Items from a data source:
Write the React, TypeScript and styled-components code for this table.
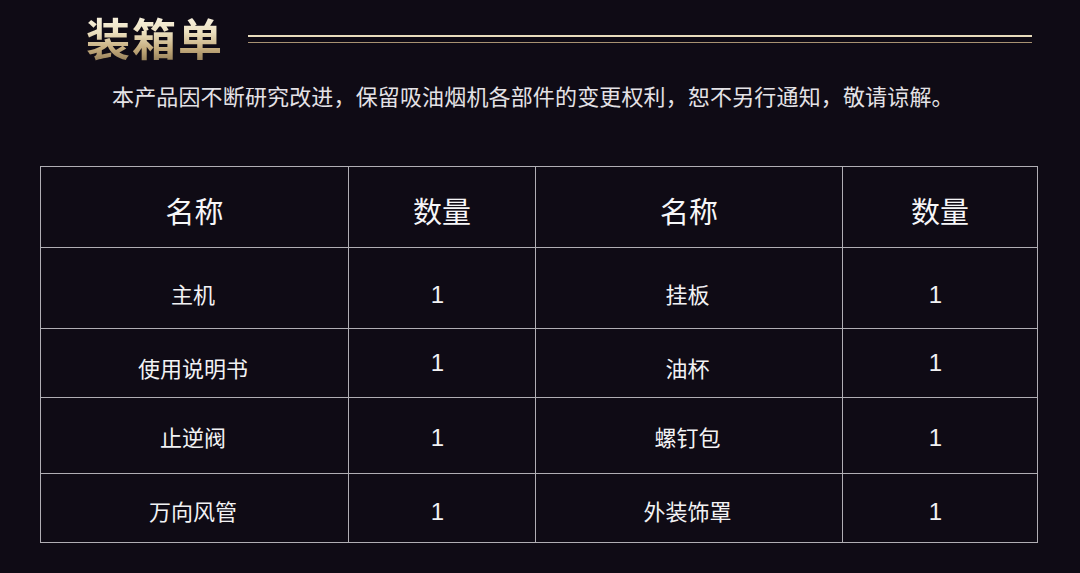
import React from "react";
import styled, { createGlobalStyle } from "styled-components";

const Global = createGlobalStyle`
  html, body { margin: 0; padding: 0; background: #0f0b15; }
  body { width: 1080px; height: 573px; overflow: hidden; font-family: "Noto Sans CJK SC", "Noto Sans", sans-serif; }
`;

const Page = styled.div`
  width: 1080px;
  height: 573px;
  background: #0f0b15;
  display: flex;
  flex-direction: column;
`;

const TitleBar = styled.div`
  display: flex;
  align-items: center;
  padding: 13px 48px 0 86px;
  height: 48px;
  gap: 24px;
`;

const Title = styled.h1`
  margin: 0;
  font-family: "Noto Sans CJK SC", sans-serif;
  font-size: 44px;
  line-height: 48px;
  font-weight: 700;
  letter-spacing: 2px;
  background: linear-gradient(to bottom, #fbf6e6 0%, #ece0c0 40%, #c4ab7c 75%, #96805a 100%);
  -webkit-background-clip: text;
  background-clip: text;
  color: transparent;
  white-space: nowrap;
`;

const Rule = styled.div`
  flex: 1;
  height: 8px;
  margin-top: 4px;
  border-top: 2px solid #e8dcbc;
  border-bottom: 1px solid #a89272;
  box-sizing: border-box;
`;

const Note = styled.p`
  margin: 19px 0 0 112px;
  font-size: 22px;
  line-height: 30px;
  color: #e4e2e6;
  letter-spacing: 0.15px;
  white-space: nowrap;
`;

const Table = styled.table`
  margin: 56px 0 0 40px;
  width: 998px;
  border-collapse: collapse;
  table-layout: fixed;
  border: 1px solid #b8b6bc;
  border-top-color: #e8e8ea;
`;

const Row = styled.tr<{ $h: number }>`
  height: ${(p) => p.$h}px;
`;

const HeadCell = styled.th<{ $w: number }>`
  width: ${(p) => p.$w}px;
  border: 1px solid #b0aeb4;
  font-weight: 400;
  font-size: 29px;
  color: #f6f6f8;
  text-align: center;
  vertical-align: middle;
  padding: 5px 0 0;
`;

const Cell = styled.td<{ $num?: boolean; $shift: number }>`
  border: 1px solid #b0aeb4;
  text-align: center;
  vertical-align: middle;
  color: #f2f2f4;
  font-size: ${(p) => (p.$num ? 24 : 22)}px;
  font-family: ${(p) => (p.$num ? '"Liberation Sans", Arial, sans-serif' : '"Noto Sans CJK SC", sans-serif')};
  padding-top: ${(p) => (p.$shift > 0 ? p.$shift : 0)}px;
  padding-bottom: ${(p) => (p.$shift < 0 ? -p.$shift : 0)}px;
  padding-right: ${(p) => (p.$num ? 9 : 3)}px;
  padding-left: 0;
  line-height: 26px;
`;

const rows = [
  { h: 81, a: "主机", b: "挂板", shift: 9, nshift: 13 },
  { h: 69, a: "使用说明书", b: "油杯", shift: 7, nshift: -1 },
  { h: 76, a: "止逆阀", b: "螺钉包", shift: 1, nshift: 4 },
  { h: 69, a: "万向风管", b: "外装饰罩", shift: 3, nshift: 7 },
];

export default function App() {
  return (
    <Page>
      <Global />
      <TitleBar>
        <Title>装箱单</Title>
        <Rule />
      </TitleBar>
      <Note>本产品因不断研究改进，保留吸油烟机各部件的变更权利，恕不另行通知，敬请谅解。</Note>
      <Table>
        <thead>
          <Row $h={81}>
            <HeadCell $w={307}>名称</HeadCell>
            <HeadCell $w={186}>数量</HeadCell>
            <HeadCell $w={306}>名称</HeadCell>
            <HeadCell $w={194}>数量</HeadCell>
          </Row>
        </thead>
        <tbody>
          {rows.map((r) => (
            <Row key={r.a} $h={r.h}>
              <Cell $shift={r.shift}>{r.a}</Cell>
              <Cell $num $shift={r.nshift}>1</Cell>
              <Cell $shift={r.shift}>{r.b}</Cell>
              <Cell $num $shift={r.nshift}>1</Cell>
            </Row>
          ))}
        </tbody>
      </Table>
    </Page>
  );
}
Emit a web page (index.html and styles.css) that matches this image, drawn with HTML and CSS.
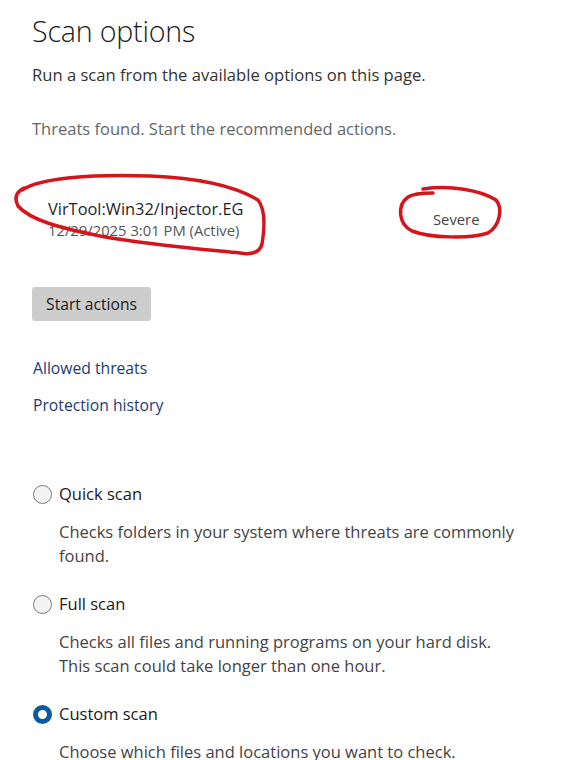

**Short task**
Can the entries above be repeated exactly, without their pictures?

**The output**
Write the React, TypeScript and styled-components code for this table.
import React from "react";
import styled, { createGlobalStyle } from "styled-components";

const Global = createGlobalStyle`
  html, body { margin: 0; padding: 0; background: #0f0b15; }
  body { width: 1080px; height: 573px; overflow: hidden; font-family: "Noto Sans CJK SC", "Noto Sans", sans-serif; }
`;

const Page = styled.div`
  width: 1080px;
  height: 573px;
  background: #0f0b15;
  display: flex;
  flex-direction: column;
`;

const TitleBar = styled.div`
  display: flex;
  align-items: center;
  padding: 13px 48px 0 86px;
  height: 48px;
  gap: 24px;
`;

const Title = styled.h1`
  margin: 0;
  font-family: "Noto Sans CJK SC", sans-serif;
  font-size: 44px;
  line-height: 48px;
  font-weight: 700;
  letter-spacing: 2px;
  background: linear-gradient(to bottom, #fbf6e6 0%, #ece0c0 40%, #c4ab7c 75%, #96805a 100%);
  -webkit-background-clip: text;
  background-clip: text;
  color: transparent;
  white-space: nowrap;
`;

const Rule = styled.div`
  flex: 1;
  height: 8px;
  margin-top: 4px;
  border-top: 2px solid #e8dcbc;
  border-bottom: 1px solid #a89272;
  box-sizing: border-box;
`;

const Note = styled.p`
  margin: 19px 0 0 112px;
  font-size: 22px;
  line-height: 30px;
  color: #e4e2e6;
  letter-spacing: 0.15px;
  white-space: nowrap;
`;

const Table = styled.table`
  margin: 56px 0 0 40px;
  width: 998px;
  border-collapse: collapse;
  table-layout: fixed;
  border: 1px solid #b8b6bc;
  border-top-color: #e8e8ea;
`;

const Row = styled.tr<{ $h: number }>`
  height: ${(p) => p.$h}px;
`;

const HeadCell = styled.th<{ $w: number }>`
  width: ${(p) => p.$w}px;
  border: 1px solid #b0aeb4;
  font-weight: 400;
  font-size: 29px;
  color: #f6f6f8;
  text-align: center;
  vertical-align: middle;
  padding: 5px 0 0;
`;

const Cell = styled.td<{ $num?: boolean; $shift: number }>`
  border: 1px solid #b0aeb4;
  text-align: center;
  vertical-align: middle;
  color: #f2f2f4;
  font-size: ${(p) => (p.$num ? 24 : 22)}px;
  font-family: ${(p) => (p.$num ? '"Liberation Sans", Arial, sans-serif' : '"Noto Sans CJK SC", sans-serif')};
  padding-top: ${(p) => (p.$shift > 0 ? p.$shift : 0)}px;
  padding-bottom: ${(p) => (p.$shift < 0 ? -p.$shift : 0)}px;
  padding-right: ${(p) => (p.$num ? 9 : 3)}px;
  padding-left: 0;
  line-height: 26px;
`;

const rows = [
  { h: 81, a: "主机", b: "挂板", shift: 9, nshift: 13 },
  { h: 69, a: "使用说明书", b: "油杯", shift: 7, nshift: -1 },
  { h: 76, a: "止逆阀", b: "螺钉包", shift: 1, nshift: 4 },
  { h: 69, a: "万向风管", b: "外装饰罩", shift: 3, nshift: 7 },
];

export default function App() {
  return (
    <Page>
      <Global />
      <TitleBar>
        <Title>装箱单</Title>
        <Rule />
      </TitleBar>
      <Note>本产品因不断研究改进，保留吸油烟机各部件的变更权利，恕不另行通知，敬请谅解。</Note>
      <Table>
        <thead>
          <Row $h={81}>
            <HeadCell $w={307}>名称</HeadCell>
            <HeadCell $w={186}>数量</HeadCell>
            <HeadCell $w={306}>名称</HeadCell>
            <HeadCell $w={194}>数量</HeadCell>
          </Row>
        </thead>
        <tbody>
          {rows.map((r) => (
            <Row key={r.a} $h={r.h}>
              <Cell $shift={r.shift}>{r.a}</Cell>
              <Cell $num $shift={r.nshift}>1</Cell>
              <Cell $shift={r.shift}>{r.b}</Cell>
              <Cell $num $shift={r.nshift}>1</Cell>
            </Row>
          ))}
        </tbody>
      </Table>
    </Page>
  );
}
Emit a web page (index.html and styles.css) that matches this image, drawn with HTML and CSS.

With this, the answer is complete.